What you need to do → Show each line that has the string "screenshot" in it.

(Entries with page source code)

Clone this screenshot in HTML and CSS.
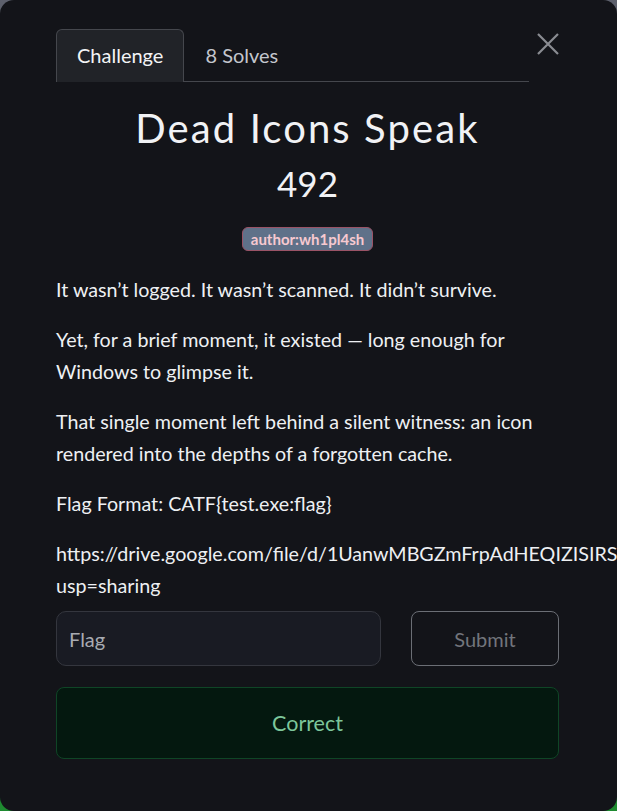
FILE: index.html
```html
<!DOCTYPE html>
<html lang="en">
<head>
<meta charset="utf-8">
<title>Dead Icons Speak</title>
<link rel="stylesheet" href="styles.css">
</head>
<body>
<div class="modal">
  <div class="header">
    <nav class="tabs">
      <a class="tab active">Challenge</a>
      <a class="tab">8 Solves</a>
    </nav>
    <button class="close" aria-label="Close">
      <svg width="22" height="22" viewBox="0 0 22 22"><path d="M1 1L21 21M21 1L1 21" stroke="#8a8c92" stroke-width="2.2" fill="none"/></svg>
    </button>
  </div>
  <h1 class="title">Dead Icons Speak</h1>
  <div class="points">492</div>
  <div class="tags"><span class="badge">author:wh1pl4sh</span></div>
  <div class="desc">
    <p>It wasn’t logged. It wasn’t scanned. It didn’t survive.</p>
    <p>Yet, for a brief moment, it existed — long enough for Windows to glimpse it.</p>
    <p>That single moment left behind a silent witness: an icon rendered into the depths of a forgotten cache.</p>
    <p>Flag Format: CATF{test.exe:flag}</p>
    <p class="url">https://drive.google.com/file/d/1UanwMBGZmFrpAdHEQIZISIRS5hVtqk2e/view?<wbr>usp=sharing</p>
  </div>
  <form class="submit-row">
    <input class="flag-input" type="text" placeholder="Flag">
    <button class="submit-btn" type="button">Submit</button>
  </form>
  <div class="result">Correct</div>
</div>
</body>
</html>
```
FILE: styles.css
```css
html, body {
  margin: 0;
  height: 811px;
  overflow: hidden;
}
body {
  background: linear-gradient(180deg, #5d606c 0%, #3a5a40 60%, #1e8a30 100%);
  font-family: Lato, "Noto Sans", sans-serif;
  color: #eef0f3;
}
.modal {
  box-sizing: border-box;
  height: 811px;
  background: #131419;
  border-radius: 14px;
  padding: 29px 58px 0 56px;
}
.header {
  display: flex;
  align-items: flex-start;
}
.tabs {
  display: flex;
  width: 473px;
  border-bottom: 1px solid #45474d;
}
.tab {
  display: block;
  height: 51px;
  line-height: 51px;
  padding: 0 20px;
  font-size: 20px;
  color: #c3c6cd;
  border: 1px solid transparent;
  border-bottom: none;
  border-radius: 6px 6px 0 0;
  margin-bottom: -1px;
}
.tab.active {
  background: #212328;
  border-color: #45474d;
  color: #f3f4f6;
  height: 52px;
}
.close {
  width: 30px;
  height: 30px;
  margin-top: 4px;
  padding: 0;
  border: none;
  background: none;
  display: flex;
  justify-content: flex-end;
}
.title {
  margin: 22px 0 0;
  text-align: center;
  font-size: 40px;
  line-height: 48px;
  font-weight: 400;
  letter-spacing: 2.1px;
  color: #f1f2f5;
}
.points {
  margin-top: 11px;
  text-align: center;
  font-size: 35px;
  line-height: 40px;
  font-weight: 400;
  color: #f1f2f5;
}
.tags {
  margin-top: 24px;
  text-align: center;
  height: 24px;
}
.badge {
  display: inline-block;
  box-sizing: border-box;
  height: 24px;
  line-height: 22px;
  padding: 0 8px;
  background: #5f7189;
  border: 1px solid #9a5366;
  border-radius: 6px;
  color: #f7c9d0;
  font-size: 15px;
  font-weight: 700;
}
.desc {
  margin-top: 23px;
}
.desc p {
  margin: 0 0 18px;
  font-size: 19.7px;
  line-height: 32px;
  color: #eef0f3;
}
.desc p.url {
  margin-bottom: 0;
  word-break: keep-all;
}
.submit-row {
  display: flex;
  gap: 30px;
  margin: 9px 0 0;
}
.flag-input {
  box-sizing: border-box;
  width: 325px;
  height: 55px;
  padding: 0 12px;
  background: #191b23;
  border: 1px solid #34363e;
  border-radius: 10px;
  font-family: Lato, "Noto Sans", sans-serif;
  font-size: 20px;
  color: #eef0f3;
  outline: none;
}
.flag-input::placeholder {
  color: #a8abb2;
}
.submit-btn {
  box-sizing: border-box;
  width: 148px;
  height: 55px;
  background: transparent;
  border: 1px solid #6b6e75;
  border-radius: 8px;
  font-family: Lato, "Noto Sans", sans-serif;
  font-size: 20px;
  color: #72757c;
}
.result {
  box-sizing: border-box;
  margin-top: 21px;
  height: 72px;
  line-height: 70px;
  text-align: center;
  background: #04180f;
  border: 1px solid #0f4526;
  border-radius: 8px;
  color: #7dc69b;
  font-size: 21.5px;
}
```
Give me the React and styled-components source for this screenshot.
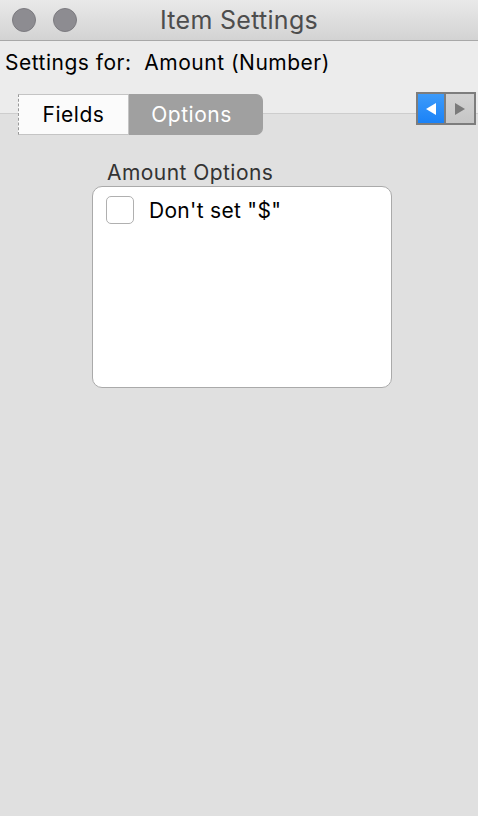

The completed task →
Clone this screenshot in HTML and CSS.
Give me the React and styled-components source for this screenshot.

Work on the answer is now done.